While U.S. consumer price inflation was slightly weaker in July than expected and the headline inflation rate of 0.8% year-over-year remained well under the Federal Reserve’s longer-term inflation goal, the underlying trends indicate inflation is likely to accelerate toward that goal.
Previous declines in commodity prices and the lagged impact of currency appreciation continued to weigh on the headline Consumer Price Index (CPI) number reported on Tuesday. However, underlying components that are more sensitive to domestic fundamentals and labor market slack remain supportive of higher inflation.
Moving forward, as the drag from past commodity price declines and dollar appreciation begins to fade, headline and core CPI inflation should gradually converge to a 2.2% annual run rate, a level that is more consistent with the Fed’s 2% PCE inflation goal.
Federal Reserve officials and market participants tend to focus on core inflation – a measure of inflation that excludes more volatile food and energy prices – because it has been a better indicator of domestic economic conditions. However, more recently, even core inflation measures have been impacted by non-domestic factors.
Core goods prices, a subset of the core CPI basket that makes up 25% of core inflation, are driven by import prices, which fluctuate with the exchange rate.
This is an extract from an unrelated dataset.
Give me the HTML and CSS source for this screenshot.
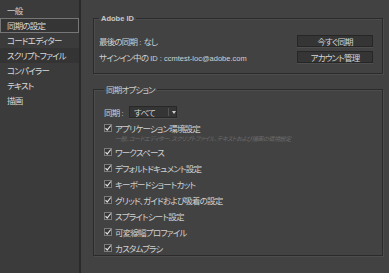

Over the last few years, the broad trade-weighted dollar index has risen approximately 18%, and that has contributed to a 0.5% average annualized decline in core goods prices over the same time. (We estimate that each 10% rise in the dollar reduces core CPI inflation by 0.2–0.3 percentage points.) Moving forward, with the dollar having stabilized since the start of this year, we expect goods price deflation to fade.
Despite the decline in core goods prices, core service inflation has remained firm. Excluding what appears to be a one-off decline in airfare prices, service prices rose 0.26% in July, leaving the year-over-year rate steady at 3.3% (see chart).
Over the last year, core service inflation has accelerated from a 2.5% to 3.3% annual rate and the acceleration appears consistent with the substantial decline in labor market slack. Indeed, the relationship between services inflation and labor market slack appears to be moving to a steeper portion of the Phillips curve. Service price inflation has also been boosted by medical care services, which reflect price adjustments in “out-of-pocket” medical care costs in the wake of federal regulation. Looking ahead, we expect the recent run-up in medical care service prices to moderate somewhat, but as labor markets continue to tighten, core services should remain firm.
Putting all of this together, despite the slightly disappointing headline number, the underlying strength of core CPI reinforces our confidence that inflation process is functioning as expected and U.S. inflation is gradually moving toward the Fed’s inflation target.